E como foi? Eu levava sempre uma figurinista e um maquiador, e isso mudava a forma como os retratados ficavam diante da câmera. Eles passaram a mostrar uma vaidade maior, autoconfiança. A luz era montada como se fosse um dia nublado, porque era a forma como eles se sentiam mais confortáveis. Havia uma arara de roupas para cada um escolher como queria se vestir, mas sempre em tons pastel. E aí colocávamos o fundo como se fossem portraits antigos, a depender do tom da pele, do cabelo e da roupa de cada um. A nossa base era a cor do cabelo ou da pele de cada um. O elemento essencial foi essa preparação toda, eles se encarando no espelho antes e aceitando estar ali.
Alguma coisa mudou na vida dessas pessoas depois das fotos?
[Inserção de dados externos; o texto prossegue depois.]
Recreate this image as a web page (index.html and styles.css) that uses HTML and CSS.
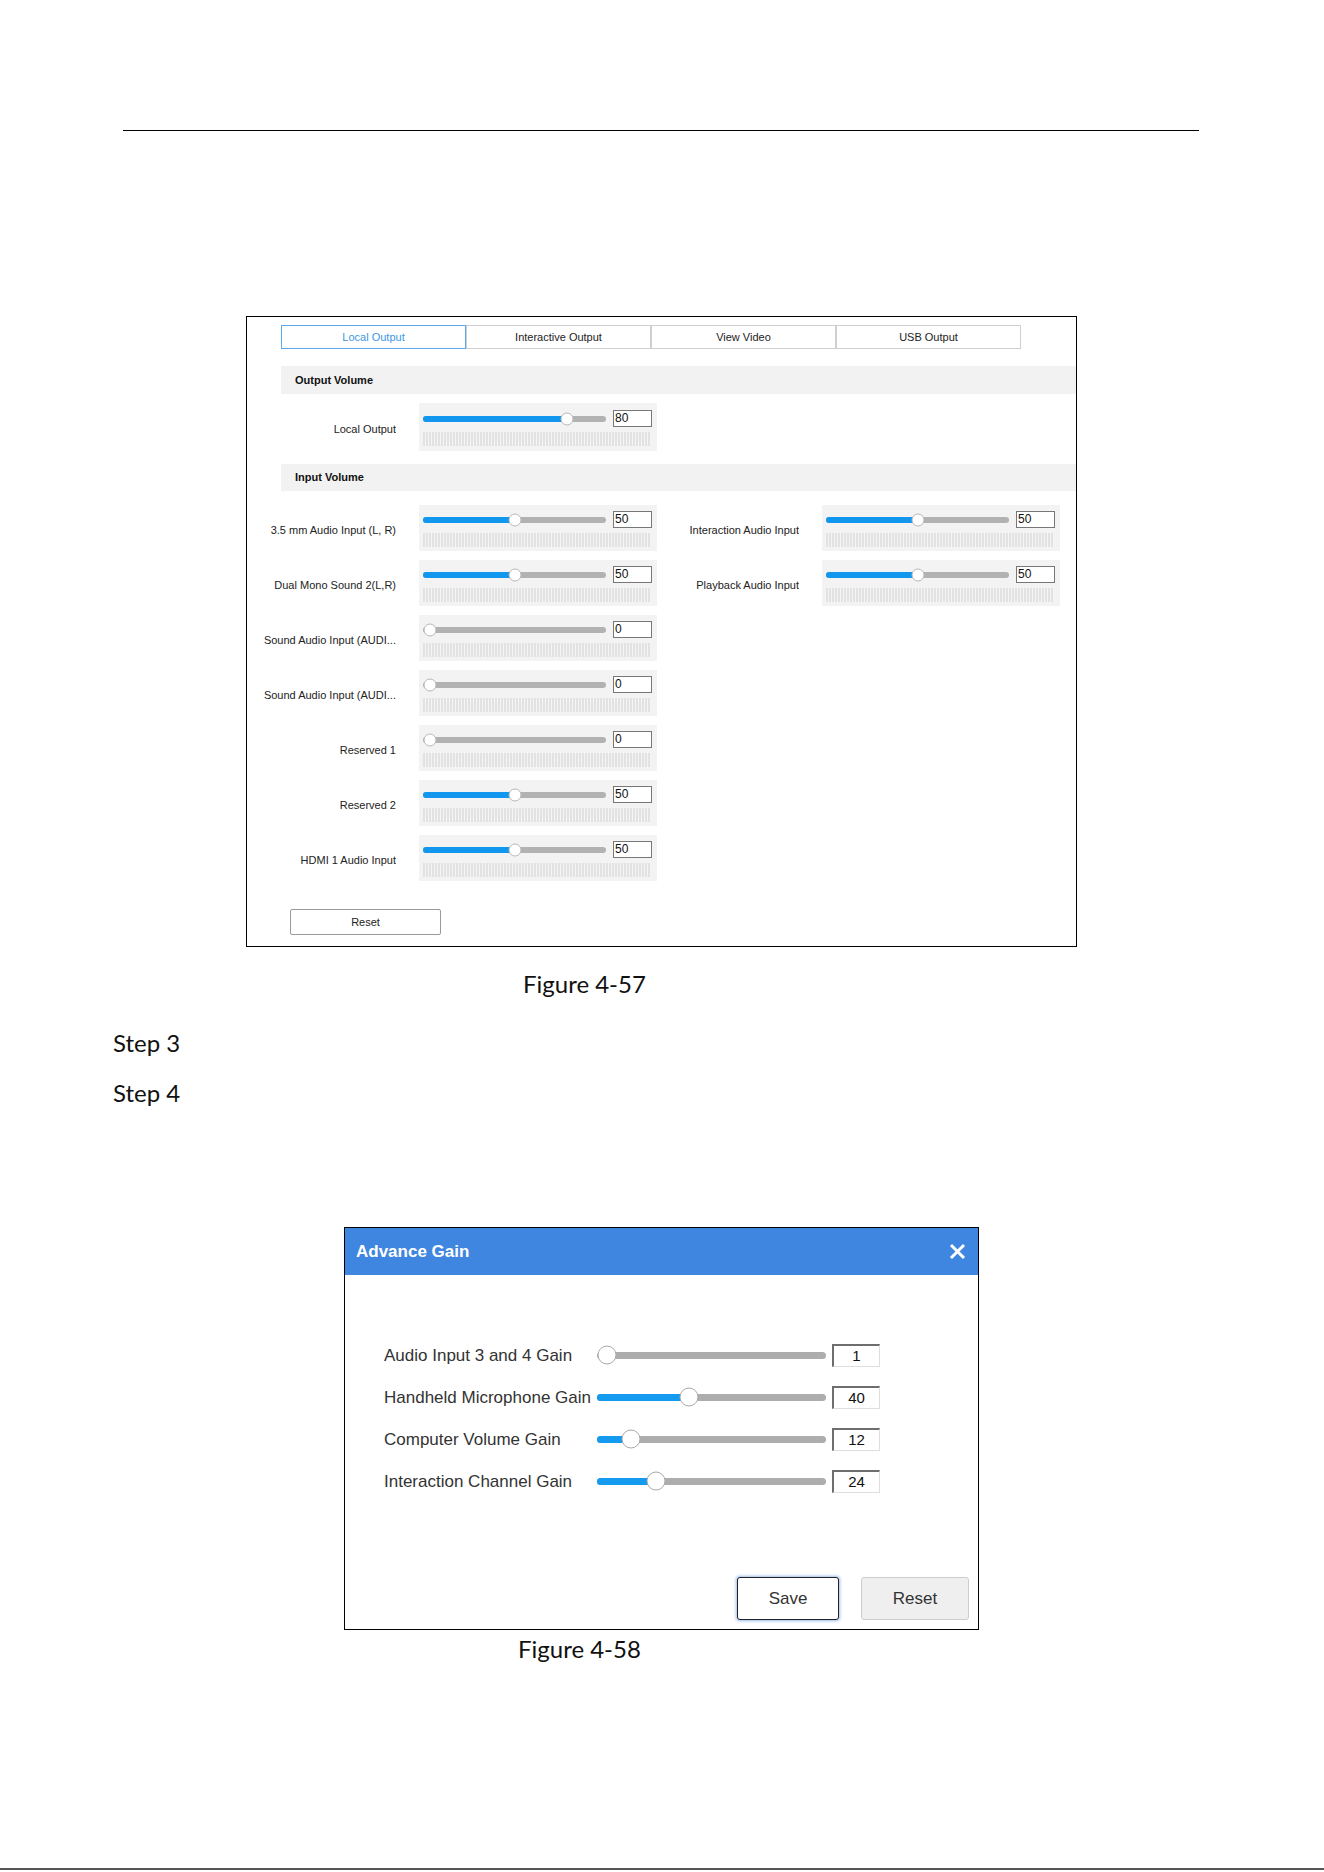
FILE: index.html
```
<html>
    <head>
        <title>Audio volume settings</title>
        <meta charset="UTF-8" />
        <link rel="stylesheet" href="styles.css">
    </head>
    <body>
        <div class="page">
            <div class="top-rule"></div>

            <!-- Figure 4-57: volume settings panel -->
            <div class="fig1">
                <div class="tabs">
                    <div class="tab active">Local Output</div>
                    <div class="tab">Interactive Output</div>
                    <div class="tab">View Video</div>
                    <div class="tab">USB Output</div>
                </div>

                <div class="section-head first">Output Volume</div>
                <div class="out-rows">
                    <div class="row">
                        <div class="label">Local Output</div>
                        <div class="slider-panel tall">
                            <div class="slider-line">
                                <div class="track"><div class="fill" style="width: 144px"></div><div class="thumb" style="left: 144px"></div></div>
                                <div class="num">80</div>
                            </div>
                            <div class="meter"></div>
                        </div>
                    </div>
                </div>

                <div class="section-head second">Input Volume</div>
                <div class="in-grid">
                    <div class="col">
                        <div class="row">
                            <div class="label">3.5 mm Audio Input (L, R)</div>
                            <div class="slider-panel">
                                <div class="slider-line">
                                    <div class="track"><div class="fill" style="width: 91.5px"></div><div class="thumb" style="left: 91.5px"></div></div>
                                    <div class="num">50</div>
                                </div>
                                <div class="meter"></div>
                            </div>
                        </div>
                        <div class="row">
                            <div class="label">Dual Mono Sound 2(L,R)</div>
                            <div class="slider-panel">
                                <div class="slider-line">
                                    <div class="track"><div class="fill" style="width: 91.5px"></div><div class="thumb" style="left: 91.5px"></div></div>
                                    <div class="num">50</div>
                                </div>
                                <div class="meter"></div>
                            </div>
                        </div>
                        <div class="row">
                            <div class="label">Sound Audio Input (AUDI...</div>
                            <div class="slider-panel">
                                <div class="slider-line">
                                    <div class="track"><div class="thumb" style="left: 6.5px"></div></div>
                                    <div class="num">0</div>
                                </div>
                                <div class="meter"></div>
                            </div>
                        </div>
                        <div class="row">
                            <div class="label">Sound Audio Input (AUDI...</div>
                            <div class="slider-panel">
                                <div class="slider-line">
                                    <div class="track"><div class="thumb" style="left: 6.5px"></div></div>
                                    <div class="num">0</div>
                                </div>
                                <div class="meter"></div>
                            </div>
                        </div>
                        <div class="row">
                            <div class="label">Reserved 1</div>
                            <div class="slider-panel">
                                <div class="slider-line">
                                    <div class="track"><div class="thumb" style="left: 6.5px"></div></div>
                                    <div class="num">0</div>
                                </div>
                                <div class="meter"></div>
                            </div>
                        </div>
                        <div class="row">
                            <div class="label">Reserved 2</div>
                            <div class="slider-panel">
                                <div class="slider-line">
                                    <div class="track"><div class="fill" style="width: 91.5px"></div><div class="thumb" style="left: 91.5px"></div></div>
                                    <div class="num">50</div>
                                </div>
                                <div class="meter"></div>
                            </div>
                        </div>
                        <div class="row">
                            <div class="label">HDMI 1 Audio Input</div>
                            <div class="slider-panel">
                                <div class="slider-line">
                                    <div class="track"><div class="fill" style="width: 91.5px"></div><div class="thumb" style="left: 91.5px"></div></div>
                                    <div class="num">50</div>
                                </div>
                                <div class="meter"></div>
                            </div>
                        </div>
                    </div>
                    <div class="col">
                        <div class="row">
                            <div class="label">Interaction Audio Input</div>
                            <div class="slider-panel">
                                <div class="slider-line">
                                    <div class="track"><div class="fill" style="width: 91.5px"></div><div class="thumb" style="left: 91.5px"></div></div>
                                    <div class="num">50</div>
                                </div>
                                <div class="meter"></div>
                            </div>
                        </div>
                        <div class="row">
                            <div class="label">Playback Audio Input</div>
                            <div class="slider-panel">
                                <div class="slider-line">
                                    <div class="track"><div class="fill" style="width: 91.5px"></div><div class="thumb" style="left: 91.5px"></div></div>
                                    <div class="num">50</div>
                                </div>
                                <div class="meter"></div>
                            </div>
                        </div>
                    </div>
                </div>

                <button class="btn-reset">Reset</button>
            </div>
            <div class="caption cap1">Figure 4-57</div>

            <div class="step s3">Step 3</div>
            <div class="step s4">Step 4</div>

            <!-- Figure 4-58: Advance Gain dialog -->
            <div class="fig2">
                <div class="dlg-head">
                    <span class="dlg-title">Advance Gain</span>
                    <svg class="dlg-close" width="17" height="17" viewBox="0 0 17 17">
                        <path d="M2 2 L15 15 M15 2 L2 15" stroke="#fff" stroke-width="3" fill="none" />
                    </svg>
                </div>
                <div class="dlg-body">
                    <div class="gain-row">
                        <div class="gain-label">Audio Input 3 and 4 Gain</div>
                        <div class="gtrack"><div class="gthumb" style="left: 10px"></div></div>
                        <div class="gnum">1</div>
                    </div>
                    <div class="gain-row">
                        <div class="gain-label">Handheld Microphone Gain</div>
                        <div class="gtrack"><div class="gfill" style="width: 92px"></div><div class="gthumb" style="left: 92px"></div></div>
                        <div class="gnum">40</div>
                    </div>
                    <div class="gain-row">
                        <div class="gain-label">Computer Volume Gain</div>
                        <div class="gtrack"><div class="gfill" style="width: 34px"></div><div class="gthumb" style="left: 34px"></div></div>
                        <div class="gnum">12</div>
                    </div>
                    <div class="gain-row">
                        <div class="gain-label">Interaction Channel Gain</div>
                        <div class="gtrack"><div class="gfill" style="width: 59px"></div><div class="gthumb" style="left: 59px"></div></div>
                        <div class="gnum">24</div>
                    </div>
                    <div class="dlg-actions">
                        <button class="btn-save">Save</button>
                        <button class="btn-dlg-reset">Reset</button>
                    </div>
                </div>
            </div>
            <div class="caption cap2">Figure 4-58</div>

            <div class="bottom-rule"></div>
        </div>
    </body>
</html>
```

FILE: styles.css
```
body {
    margin: 0;
    background: #fff;
    color: #222;
    font-family: "Liberation Sans", Arial, sans-serif;
}
.page {
    width: 1324px;
    height: 1872px;
    padding-top: 130px;
    box-sizing: border-box;
    overflow: hidden;
}
.top-rule {
    margin-left: 123px;
    width: 1076px;
    border-top: 1px solid #000;
}

/* Figure 4-57 */
.fig1 {
    margin: 185px 0 0 246px;
    width: 831px;
    height: 631px;
    box-sizing: border-box;
    border: 1px solid #000;
    font-size: 11px;
}
.tabs {
    display: flex;
    margin: 8px 0 0 34px;
}
.tab {
    width: 185px;
    height: 24px;
    box-sizing: border-box;
    border: 1px solid #cfcfcf;
    text-align: center;
    line-height: 22px;
    color: #222;
}
.tab.active {
    border-color: #5aa9ec;
    color: #3a97e6;
}
.section-head {
    margin-left: 34px;
    padding-left: 14px;
    background: #f2f2f2;
    font-weight: bold;
    color: #111;
}
.section-head.first {
    margin-top: 17px;
    height: 28px;
    line-height: 28px;
}
.section-head.second {
    margin-top: 13px;
    height: 27px;
    line-height: 27px;
}
.out-rows {
    margin-top: 9px;
    padding-left: 8px;
}
.in-grid {
    display: flex;
    margin-top: 14px;
    padding-left: 8px;
}
.col {
    width: 403px;
    display: flex;
    flex-direction: column;
    gap: 9px;
}
.row {
    display: flex;
    align-items: center;
}
.label {
    width: 141px;
    margin-right: 23px;
    text-align: right;
    white-space: nowrap;
    overflow: hidden;
    padding-top: 3px;
    color: #222;
}
.slider-panel {
    width: 238px;
    height: 46px;
    box-sizing: border-box;
    padding: 6px 5px 0 4px;
    background: #f3f3f3;
}
.slider-panel.tall {
    height: 48px;
    padding-top: 7px;
}
.slider-line {
    display: flex;
    align-items: center;
    height: 17px;
}
.track {
    position: relative;
    width: 183px;
    height: 6px;
    border-radius: 3px;
    background: #b2b2b2;
    margin-right: 7px;
}
.fill {
    height: 6px;
    border-radius: 3px;
    background: #1297ee;
}
.thumb {
    position: absolute;
    top: 50%;
    width: 13px;
    height: 13px;
    box-sizing: border-box;
    border: 1px solid #b8b8b8;
    border-radius: 50%;
    background: #fff;
    transform: translate(-50%, -50%);
}
.num {
    width: 39px;
    height: 17px;
    box-sizing: border-box;
    border: 1px solid #777;
    background: #fff;
    font-size: 12px;
    line-height: 15px;
    padding-left: 1px;
    color: #111;
}
.meter {
    margin-top: 5px;
    width: 228px;
    height: 14px;
    background: repeating-linear-gradient(
        90deg,
        #e2e2e2 0 2px,
        #f4f4f4 2px 3px
    );
}
.btn-reset {
    display: block;
    margin: 28px 0 0 43px;
    width: 151px;
    height: 26px;
    border: 1px solid #9a9a9a;
    border-radius: 2px;
    background: #fff;
    font-family: "Liberation Sans", Arial, sans-serif;
    font-size: 11px;
    color: #222;
}

/* captions and steps, document text */
.caption,
.step {
    font-family: Lato, "Open Sans", sans-serif;
    font-size: 24px;
    line-height: 29px;
    color: #111;
}
.cap1 {
    margin-top: 22px;
    padding-left: 523px;
}
.s3 {
    margin-top: 30px;
    padding-left: 113px;
}
.s4 {
    margin-top: 21px;
    padding-left: 113px;
}
.cap2 {
    margin-top: 4px;
    padding-left: 518px;
}

/* Figure 4-58 */
.fig2 {
    margin: 120px 0 0 344px;
    width: 635px;
    height: 403px;
    box-sizing: border-box;
    border: 1px solid #000;
}
.dlg-head {
    height: 47px;
    background: #3f86e0;
    display: flex;
    align-items: center;
    justify-content: space-between;
    padding: 0 12px 0 11px;
}
.dlg-title {
    color: #fff;
    font-weight: bold;
    font-size: 17px;
}
.dlg-body {
    padding: 59px 0 0 39px;
}
.gain-row {
    display: flex;
    align-items: center;
    height: 42px;
}
.gain-label {
    width: 213px;
    white-space: nowrap;
    font-size: 17px;
    color: #333;
    padding-top: 2px;
}
.gtrack {
    position: relative;
    width: 229px;
    height: 7px;
    border-radius: 4px;
    background: #adadad;
    margin-right: 6px;
}
.gfill {
    height: 7px;
    border-radius: 4px;
    background: #149aef;
}
.gthumb {
    position: absolute;
    top: 50%;
    width: 19px;
    height: 19px;
    box-sizing: border-box;
    border: 1px solid #a9a9a9;
    border-radius: 50%;
    background: #fff;
    transform: translate(-50%, -50%);
}
.gnum {
    width: 48px;
    height: 23px;
    box-sizing: border-box;
    border-top: 2px solid #6e6e6e;
    border-left: 2px solid #6e6e6e;
    border-right: 1px solid #dedede;
    border-bottom: 1px solid #dedede;
    text-align: center;
    font-size: 15px;
    line-height: 20px;
    color: #111;
}
.dlg-actions {
    display: flex;
    justify-content: flex-end;
    gap: 22px;
    margin-top: 75px;
    padding-right: 9px;
}
.btn-save,
.btn-dlg-reset {
    height: 43px;
    font-family: "Liberation Sans", Arial, sans-serif;
    font-size: 17px;
    color: #333;
    border-radius: 3px;
}
.btn-save {
    width: 102px;
    background: #fff;
    border: 1px solid #222;
    box-shadow: 0 0 3px 1px rgba(70, 130, 220, 0.55);
}
.btn-dlg-reset {
    width: 108px;
    background: #efefef;
    border: 1px solid #cdcdcd;
}

.bottom-rule {
    margin-top: 205px;
    height: 2px;
    background: #555;
}
```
A maioria não queria ser fotografada, mas alguns vieram me procurar para participar depois que o trabalho ganhou repercussão. Uma garota de Macaé (RJ) me escreveu dizendo que não se sentia bonita, que já tinha sofrido muito na escola e queria participar das fotos. Ela veio de ônibus a São Paulo. No começo foi difícil, no fim ela já estava até se achando bonita. O ensaio teve essa importância, de eles estarem ali de frente pra câmera, enfrentando aquela situação. Acredito que, sobretudo em relação ao preconceito, um trabalho assim causa mudanças internas nas pessoas.